━━━ Recorded information

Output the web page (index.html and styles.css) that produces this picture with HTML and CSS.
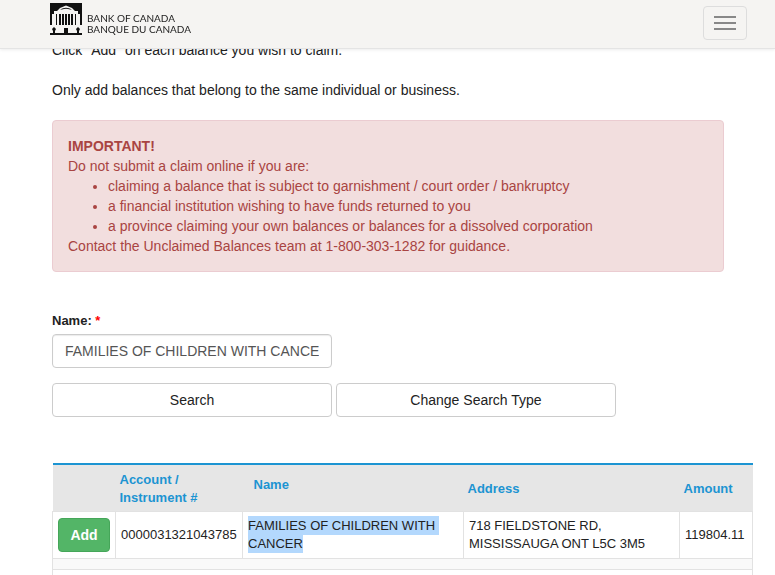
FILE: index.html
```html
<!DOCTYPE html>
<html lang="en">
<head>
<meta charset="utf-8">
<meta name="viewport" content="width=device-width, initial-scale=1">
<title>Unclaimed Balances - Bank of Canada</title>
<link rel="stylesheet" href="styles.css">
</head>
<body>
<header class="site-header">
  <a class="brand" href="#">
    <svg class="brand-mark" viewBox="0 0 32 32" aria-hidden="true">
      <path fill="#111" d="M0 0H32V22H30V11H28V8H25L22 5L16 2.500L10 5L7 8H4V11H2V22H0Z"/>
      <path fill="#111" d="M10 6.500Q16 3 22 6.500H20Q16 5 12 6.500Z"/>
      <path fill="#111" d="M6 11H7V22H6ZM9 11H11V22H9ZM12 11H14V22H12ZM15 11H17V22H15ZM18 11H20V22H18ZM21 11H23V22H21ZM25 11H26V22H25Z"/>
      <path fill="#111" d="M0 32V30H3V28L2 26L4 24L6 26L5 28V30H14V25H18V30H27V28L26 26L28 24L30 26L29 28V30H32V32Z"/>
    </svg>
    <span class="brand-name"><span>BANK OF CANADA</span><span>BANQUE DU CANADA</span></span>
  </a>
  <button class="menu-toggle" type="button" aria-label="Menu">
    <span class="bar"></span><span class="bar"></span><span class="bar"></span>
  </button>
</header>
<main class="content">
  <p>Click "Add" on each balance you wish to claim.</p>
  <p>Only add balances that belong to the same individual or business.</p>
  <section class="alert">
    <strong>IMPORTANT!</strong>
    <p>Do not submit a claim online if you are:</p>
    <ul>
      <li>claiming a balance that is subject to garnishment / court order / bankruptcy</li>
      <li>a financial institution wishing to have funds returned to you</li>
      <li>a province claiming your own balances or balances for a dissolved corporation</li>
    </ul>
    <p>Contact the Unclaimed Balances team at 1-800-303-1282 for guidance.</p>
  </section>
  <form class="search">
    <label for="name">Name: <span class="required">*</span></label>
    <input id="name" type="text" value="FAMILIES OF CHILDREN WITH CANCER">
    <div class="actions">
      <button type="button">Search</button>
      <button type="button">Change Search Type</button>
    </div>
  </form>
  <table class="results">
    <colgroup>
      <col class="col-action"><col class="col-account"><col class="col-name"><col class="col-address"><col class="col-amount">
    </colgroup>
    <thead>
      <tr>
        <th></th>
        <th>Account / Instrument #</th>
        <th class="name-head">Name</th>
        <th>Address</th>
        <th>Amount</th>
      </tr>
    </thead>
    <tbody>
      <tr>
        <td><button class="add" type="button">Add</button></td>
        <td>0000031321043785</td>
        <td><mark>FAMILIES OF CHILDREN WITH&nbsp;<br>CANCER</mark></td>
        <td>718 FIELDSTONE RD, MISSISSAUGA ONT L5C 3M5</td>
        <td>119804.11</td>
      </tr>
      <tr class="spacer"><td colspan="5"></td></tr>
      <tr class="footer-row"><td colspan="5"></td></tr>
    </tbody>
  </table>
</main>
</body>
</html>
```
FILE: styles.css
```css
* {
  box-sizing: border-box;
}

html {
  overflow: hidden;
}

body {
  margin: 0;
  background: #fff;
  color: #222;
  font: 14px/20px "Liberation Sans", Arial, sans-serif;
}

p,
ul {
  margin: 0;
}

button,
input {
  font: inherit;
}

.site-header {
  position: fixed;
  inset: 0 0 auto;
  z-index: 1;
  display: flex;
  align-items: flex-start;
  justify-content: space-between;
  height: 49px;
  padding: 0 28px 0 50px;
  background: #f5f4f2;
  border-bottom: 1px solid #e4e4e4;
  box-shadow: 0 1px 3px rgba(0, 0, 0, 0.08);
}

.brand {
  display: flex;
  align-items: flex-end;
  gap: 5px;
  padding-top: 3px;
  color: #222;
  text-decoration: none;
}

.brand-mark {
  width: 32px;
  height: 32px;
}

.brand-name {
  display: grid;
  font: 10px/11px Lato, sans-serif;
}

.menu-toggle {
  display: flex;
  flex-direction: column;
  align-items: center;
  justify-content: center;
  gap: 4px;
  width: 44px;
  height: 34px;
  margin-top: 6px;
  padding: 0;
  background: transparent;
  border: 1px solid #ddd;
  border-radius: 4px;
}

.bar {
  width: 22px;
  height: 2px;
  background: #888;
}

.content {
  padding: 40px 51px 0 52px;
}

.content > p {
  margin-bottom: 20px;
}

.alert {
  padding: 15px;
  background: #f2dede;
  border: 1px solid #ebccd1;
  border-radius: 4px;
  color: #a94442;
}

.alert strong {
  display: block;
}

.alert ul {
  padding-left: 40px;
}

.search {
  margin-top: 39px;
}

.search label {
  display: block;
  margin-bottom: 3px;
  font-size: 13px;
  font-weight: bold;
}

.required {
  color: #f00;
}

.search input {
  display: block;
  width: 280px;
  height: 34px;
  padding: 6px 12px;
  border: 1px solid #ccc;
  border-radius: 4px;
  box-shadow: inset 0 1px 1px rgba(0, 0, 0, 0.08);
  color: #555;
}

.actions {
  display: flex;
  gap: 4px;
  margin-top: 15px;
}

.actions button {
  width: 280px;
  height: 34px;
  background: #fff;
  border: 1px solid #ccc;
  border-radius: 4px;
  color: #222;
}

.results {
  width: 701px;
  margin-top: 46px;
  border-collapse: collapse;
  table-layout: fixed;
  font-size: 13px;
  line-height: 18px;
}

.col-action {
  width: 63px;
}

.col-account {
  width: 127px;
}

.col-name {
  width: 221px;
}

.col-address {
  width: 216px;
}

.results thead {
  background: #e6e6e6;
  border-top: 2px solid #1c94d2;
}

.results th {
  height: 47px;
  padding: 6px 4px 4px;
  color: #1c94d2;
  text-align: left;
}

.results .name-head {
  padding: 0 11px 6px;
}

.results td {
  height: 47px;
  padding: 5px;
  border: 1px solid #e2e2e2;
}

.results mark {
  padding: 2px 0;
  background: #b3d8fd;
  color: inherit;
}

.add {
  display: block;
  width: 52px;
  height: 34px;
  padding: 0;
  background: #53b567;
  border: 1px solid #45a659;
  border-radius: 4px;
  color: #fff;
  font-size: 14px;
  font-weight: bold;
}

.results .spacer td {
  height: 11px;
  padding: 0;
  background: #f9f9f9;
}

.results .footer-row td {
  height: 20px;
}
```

━━━━━━

• **Direction**: Where a line above includes "styles", copy that line.

• **The completed task**:
Output the web page (index.html and styles.css) that produces this picture with HTML and CSS.
<link rel="stylesheet" href="styles.css">
FILE: styles.css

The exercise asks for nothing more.